Why I traded the OR for a boardroom....for impact
It was August in Texas, and the heat hit like a physical wall the second I stepped outside.
I was not in an air conditioned operating room. I was walking up a cracked concrete path to a mobile home to see a patient named Maria. The window mounted air conditioning unit hummed desperately against the rising temperature.
This was my third attempt to find her. We had previously been unable to find her trailer after two attempts to work through an interpreter, poor phone connections, and constantly changing locations of residence.
Standing on that porch, sweating through my scrubs, I realized something that changed the trajectory of my career.
I realized that geography is destiny.
In our current system, your ZIP code predicts your lifespan more accurately than your genetic code.
That realization is why I wrote "The Borderless Healthcare Revolution." This Wednesday (tomorrow!), it finally hits the shelves.
The Problem: We Are Feeding the Zombies
I moved from clinical practice to tech strategy because I got tired of the gap.
We have robots that can perform surgery across continents. We have AI that can predict a stroke before it happens.
Yet, we still rely on the "zombie" of healthcare. The fax machine. It just will not die.
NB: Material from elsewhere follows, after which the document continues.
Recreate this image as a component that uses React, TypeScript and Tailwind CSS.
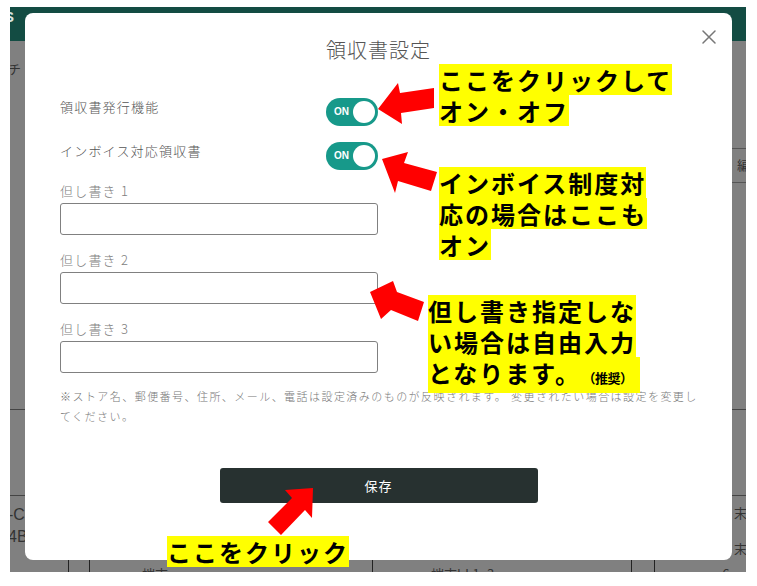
const jp = "font-['Noto_Sans_CJK_JP','Noto_Sans',sans-serif]";

function Toggle() {
  return (
    <button
      type="button"
      className="flex h-[28px] w-[52px] items-center justify-between rounded-full bg-[#17998a] pl-[8px] pr-[3px]"
    >
      <span className="font-['Liberation_Sans',sans-serif] text-[10px] font-bold leading-none text-white">
        ON
      </span>
      <span className="h-[22px] w-[22px] rounded-full bg-white" />
    </button>
  );
}

function BackgroundPage() {
  return (
    <div className="flex h-full flex-col text-[13px] text-[#333]">
      <div className="flex h-[34px] shrink-0 items-start bg-[#134c43]">
        <span className="-ml-[6px] font-['Liberation_Sans',sans-serif] text-[15px] font-bold leading-[20px] text-[#d9e4e1]">
          S
        </span>
      </div>
      <div className="flex min-h-0 flex-1 overflow-hidden">
        <div className="flex w-[15px] flex-col overflow-hidden">
          <div className="h-[368px] shrink-0 pt-[20px] leading-[16px]">
            <span className="-ml-[2px] block">チ</span>
          </div>
          <div className="h-[86px] shrink-0 border-t border-[#444]" />
          <div className="min-h-0 flex-1 border-t border-[#444] pt-[8px] font-['Liberation_Sans',sans-serif] text-[16px] leading-[22px]">
            <div className="-ml-[2px]">-C</div>
            <div className="-ml-[2px]">4B</div>
          </div>
        </div>
        <div className="flex-1" />
        <div className="flex w-[14px] flex-col overflow-hidden">
          <div className="h-[107px] shrink-0" />
          <div className="h-[35px] shrink-0 border-y border-[#555] pl-[5px] pt-[8px] leading-[16px]">編</div>
          <div className="h-[226px] shrink-0" />
          <div className="h-[86px] shrink-0 border-t border-[#444]" />
          <div className="min-h-0 flex-1 border-t border-[#444] pl-[2px] pt-[8px] leading-[18px]">
            <div>末:</div>
            <div className="mt-[18px]">末I</div>
          </div>
        </div>
      </div>
      <div className="flex h-[17px] shrink-0 overflow-hidden leading-[22px]">
        <div className="w-[58px]" />
        <div className="w-[22px] border-x border-[#222]" />
        <div className="w-[283px] border-r border-[#222] pl-[52px] pt-[8px]">端末</div>
        <div className="w-[259px] border-r border-[#222] pl-[58px] pt-[8px]">端末Id:1_3</div>
        <div className="w-[23px] border-r border-[#222]" />
        <div className="flex-1 pl-[60px] pt-[8px]">a6ea</div>
      </div>
    </div>
  );
}

function ReceiptModal() {
  return (
    <div className="absolute left-[15px] top-[6px] h-[547px] w-[707px] rounded-[8px] bg-white px-[35px]">
      <button type="button" className="absolute right-[16px] top-[17px] h-[14px] w-[14px]">
        <svg width="14" height="14" viewBox="0 0 14 14">
          <path d="M1 1 13 13M13 1 1 13" stroke="#777" strokeWidth="1.5" strokeLinecap="round" />
        </svg>
      </button>
      <h2 className="pt-[23px] text-center text-[20px] font-light leading-[28px] tracking-[1px] text-[#555]">
        領収書設定
      </h2>
      <div className="mt-[34px] w-[318px]">
        <div className="flex items-start justify-between">
          <span className="text-[13px] font-light leading-[18px] tracking-[1.2px] text-[#555]">
            領収書発行機能
          </span>
          <Toggle />
        </div>
        <div className="mt-[16px] flex items-start justify-between">
          <span className="text-[13px] font-light leading-[18px] tracking-[1.2px] text-[#555]">
            インボイス対応領収書
          </span>
          <Toggle />
        </div>
        {[1, 2, 3].map((n) => (
          <div key={n} className={n === 1 ? "mt-[12px]" : "mt-[16px]"}>
            <label className="block text-[13px] font-light leading-[18px] tracking-[1.2px] text-[#808080]">
              但し書き {n}
            </label>
            <input
              type="text"
              className="mt-[3px] block h-[32px] w-full rounded-[3px] border border-[#808080] bg-white px-2 outline-none"
            />
          </div>
        ))}
      </div>
      <p className="-mr-[30px] mt-[13px] text-[11px] font-light leading-[20px] tracking-[1.45px] text-[#777]">
        <span className="whitespace-nowrap">
          ※ストア名、郵便番号、住所、メール、電話は設定済みのものが反映されます。 変更されたい場合は設定を変更し
        </span>
        <br />
        てください。
      </p>
      <button
        type="button"
        className="mx-auto mt-[42px] block h-[35px] w-[318px] rounded-[3px] bg-[#273130] text-[13px] tracking-[1px] text-white"
      >
        保存
      </button>
    </div>
  );
}

function Note({ lines, className }: { lines: React.ReactNode[]; className: string }) {
  return (
    <div className={`absolute text-[24px] font-bold leading-[31px] tracking-[2px] text-black ${className}`}>
      {lines.map((line, i) => (
        <div key={i} className="w-fit bg-[#ffff00]">
          {line}
        </div>
      ))}
    </div>
  );
}

function Arrows() {
  return (
    <svg
      className="pointer-events-none absolute left-0 top-0"
      width="736"
      height="565"
      viewBox="10 7 736 565"
    >
      <g fill="#ff0000">
        <polygon points="378,109 398,83 400,93 434,88 434,108 401,113 402,124" />
        <polygon points="382,159 408,152 404,163 437,172 431,191 398,181 395,193" />
        <polygon points="370,292 393,281 397,292 424,302 418,321 391,310 381,319" />
        <polygon points="313,488 285,490 292,498 268,522 281,535 305,510 312,518" />
      </g>
    </svg>
  );
}

export default function App() {
  return (
    <div className={`h-[586px] w-[757px] overflow-hidden bg-white pl-[10px] pt-[7px] ${jp}`}>
      <div className="relative h-[565px] w-[736px] overflow-hidden bg-[#808080]">
        <BackgroundPage />
        <ReceiptModal />
        <Arrows />
        <Note className="left-[429px] top-[57px]" lines={["ここをクリックして", "オン・オフ"]} />
        <Note
          className="left-[429px] top-[160px]"
          lines={["インボイス制度対", "応の場合はここも", "オン"]}
        />
        <Note
          className="left-[418px] top-[288px]"
          lines={[
            "但し書き指定しな",
            "い場合は自由入力",
            <>
              となります。
              <span className="ml-[8px] pr-[8px] text-[13px] tracking-[-0.5px]">（推奨）</span>
            </>,
          ]}
        />
        <Note className="left-[157px] top-[529px]" lines={["ここをクリック"]} />
      </div>
    </div>
  );
}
I remember realizing the absurdity of this when I was just a mom trying to get immunization records for my kids. I actually caught myself wishing I had a fax machine at home just to get a simple piece of paper.
That is desperation. And that is a broken system.
The Floatplane Paradox
We cannot just sprinkle technology on top of a broken system and expect it to work. We often build digital tools that ignore the reality of the people using them.
In the book, I share a story from Danny Gladden, LCSW, MBA about his time working in rural Alaska. He served remote island communities where accessing mental healthcare was surprisingly complicated.
They had the technology to conduct telehealth visits. However, regulations required indigenous patients to physically travel to a designated healthcare facility to connect virtually with providers. This was the case even if the doctor was sitting comfortably at home.
This meant patients had to take a floatplane or a boat just to log on to a video call.
Imagine telling someone they have to take a boat and a plane to answer a Zoom call. That is the definition of a system that values compliance over care. It was telehealth, but it certainly was not virtual care.
This is what happens when we innovate without fixing the foundation. We create expensive, inconvenient workarounds instead of solving the actual problem.
The Solution: The 5 Pillars of Access
This book is not a memoir. It is a manual for fixing this mess. To fix it, we need to build on five specific pillars. I break these down in detail in the book:
1. The Physical Pillar
We have to bring care to where people actually are. Whether that is a street corner in Syracuse or a rural clinic in Kenya. In the book, I talk about the Health Wagon in Virginia, a mobile unit that has spent decades proving that healthcare can be sustainable when it meets people on their own turf.
2. The Financial Pillar
We need to stop the bleed. Did you know that only 80 cents of every private insurance dollar buys actual care?. The other 20 cents vanishes into administration, commissions, taxes, and margin. That is a tax on innovation we cannot afford. We need sustainable reimbursement models that reward outcomes, not just activity.
3. The Cultural Pillar
Access is not access if we do not speak the language. I do not just mean English or Spanish. I mean cultural competence that builds genuine connection. In Singapore, for example, the HealthHub app lets every resident toggle instantly among English, Mandarin, Malay, and Tamil. That is how you build a system that respects the user.
4. The Digital Pillar
This is about more than broadband. It is about usability. If a patient needs a PhD to use your portal, you have failed. We need infrastructure that supports interoperability so that patient data flows securely across clinics, pharmacies, and hospitals.
5. The Trust/Knowledge Pillar
Without trust, the best algorithm in the world is useless. We have to address historical mistrust. If patients do not trust the system, they will not use the tools we build, no matter how advanced they are.
Why This Matters Now
We are at an inflection point.
The borders are falling. We are seeing success stories globally, from India's eSanjeevani platform serving millions to Rwanda's use of drones for blood delivery.
We have the tools. We just need the will to use them.
Your Action Plan for Wednesday
- Grab the book. It is the blueprint you have been waiting for.
- Audit your own work. Are you building barriers or bridges?
- Join the fight. Share this with a colleague who is ready to build a system that actually works.
Let’s get to work.
Dr. Matt
P.S. To the "tech bro" I met while researching Chapter 3. Yes, AI can do amazing things. But until it can hold a patient's hand, we still need humans in the loop.